We explained our collaborative research on the subject, and called upon the committee to take account of the importance of free expression, open justice and transparency of process to a democracy like Australia.

The laws under review are listed here.

I began by explaining that national security laws introduced since September 2001 affected the ability of journalists to investigate into and report upon particular incidents, identify and communicate with sources of information for such reportage, preserve the confidentiality of such sources, report fairly and accurately court proceedings related to counter-terrorism, expose miscarriages of justice, and  to draw upon actual examples when covering the broader issues of national security and counter-terrorism.

Australia differed from other democratic nations in that it lacks written constitutional protection of free expression.

I suggested that given the absence of any such free expression protection here, there was a crucial need for public interest or media exemptions to provisions threatening free expression.

Perhaps the committee could appoint an independent adviser or a representative from a body such as the Australian Press Council to review any proposed legislation with an eye to its implications for free expression.

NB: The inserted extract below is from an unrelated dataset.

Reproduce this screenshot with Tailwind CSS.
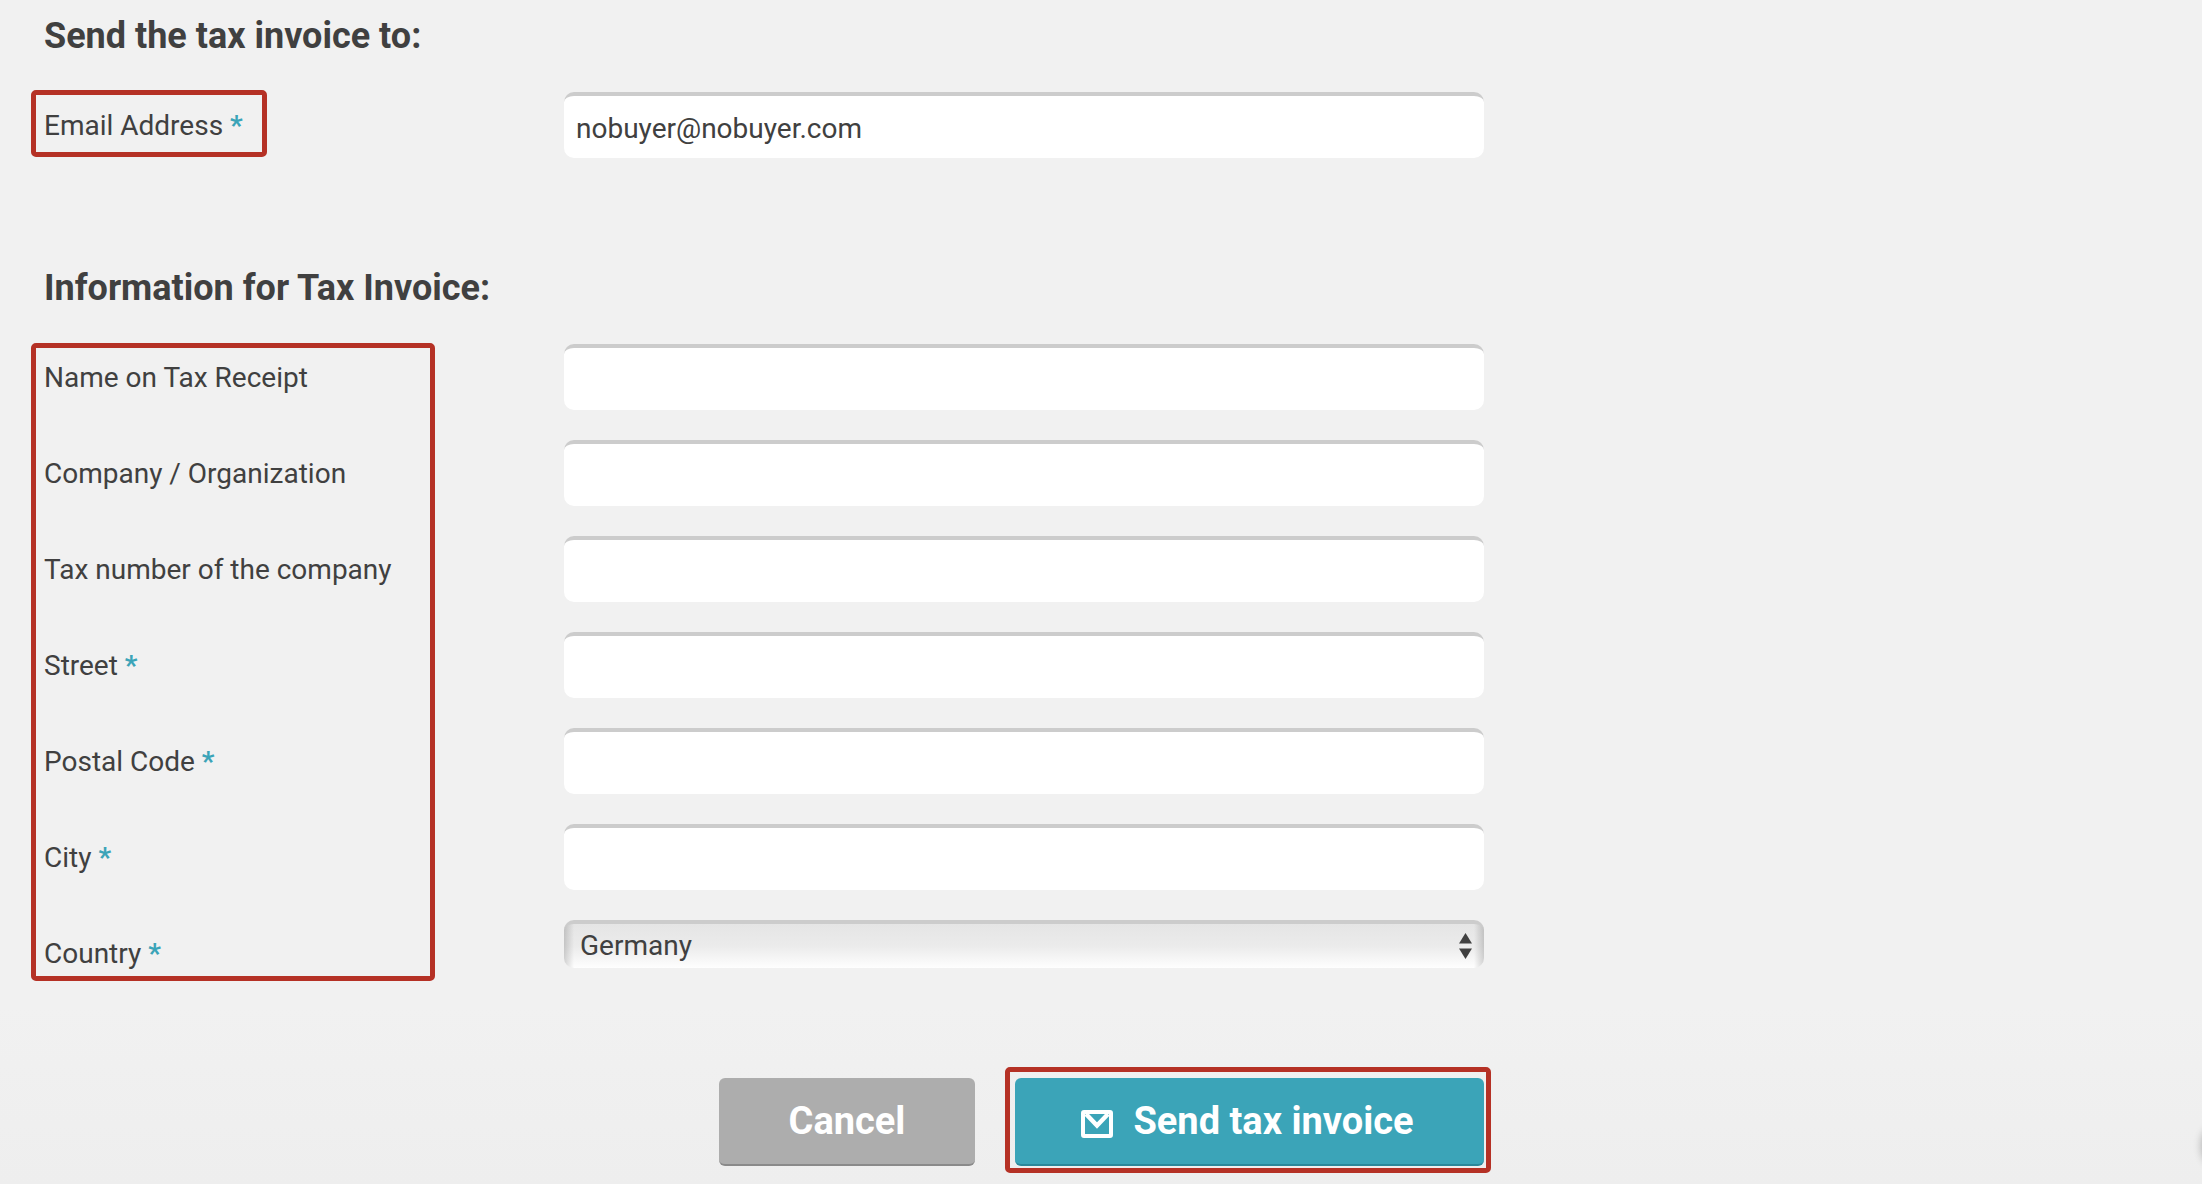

Dr Ewart made the following points in our submission:

When the anti-terrorism legislation was introduced in 2004 and 2005 there was much discussion about the potential impacts these laws would have on journalists and the public right to know about terrorism cases, but much of that discussion was at the time speculation. Since then we have seen demonstrable evidence of the impacts of those laws on the ability of journalists to report on national security matters and to inform the public. These impacts include but are not limited to:

  • Suppression orders are now routinely invoked in terrorism-related court cases to prevent journalists’ from reporting details of cases that may be in the public interest and may not be against national security interests. While there was recently a move towards cooperation between the media and the judiciary in relation to suppression orders (Operation Pendennis court trials under J Bongiorno), this is not standard practice.
  • Sedition laws have restricted freedom of expression in the media. The legal provisions regarding journalists reporting the detention of suspects under the ASIO Act have implications for journalists, and much broader consequences for individuals’ freedom of speech.
  • Media reliance on official spokespeople has increased because of arrest, questioning and detention restrictions once a suspect has been arrested, as evidenced by the controls of information flows by the Australian Federal Police in the arrest and charging of Dr Mohamed Haneef.
  • Recent demands by judges for journalists to reveal their sources of counter-terror stories, evidenced by the making of such demands upon The Australian’s Cameron Stewart regarding leaks from the Federal Police over the Holsworthy Barracks raids.
  • Further to the preceding point, the freezing of information about counter-terror operations by government agencies after the above incident where The Australian published an account of one operation before it started. This led to police/media protocols for future counter-terrorism stories.
  • The potential for the confidentiality of a journalist’s source being compromised through the investigative powers of anti-terror agencies. This may erode the public’s confidence in the media, preventing members of the public from approaching journalists with stories or information.
  • The readiness of counter-terror agencies and prosecutors to make use of raw footage and interview material captured by journalists as prosecution evidence in their cases against terror suspects, as per the Jack Thomas trial.
  •  A warning from an Attorney-General to an academic about his research involving the interviews with suspected terrorists overseas renders journalists’ interviews with terrorists on foreign territory problematic.

We are also unaware of potential problems for those arrested or questioned under the ASIO Act because of the restrictions placed on individuals in relation to telling others including the media they have been arrested or questioned and those restrictions extend to journalists.

This means that the ability of the media to freely – real national security implications notwithstanding – fairly and accurately report terrorism cases has been at times severely hindered by the legislation.

We concluded by recommending the review of the legislation specifically examines the question of the impacts of the legislation on journalists’ ability to cover terrorism cases and terrorism-related court cases, in order to ensure the protection of the public interest in such cases. We provided the committee with an extended explanation in the form of an article on the topic we recently submitted to an international refereed journal.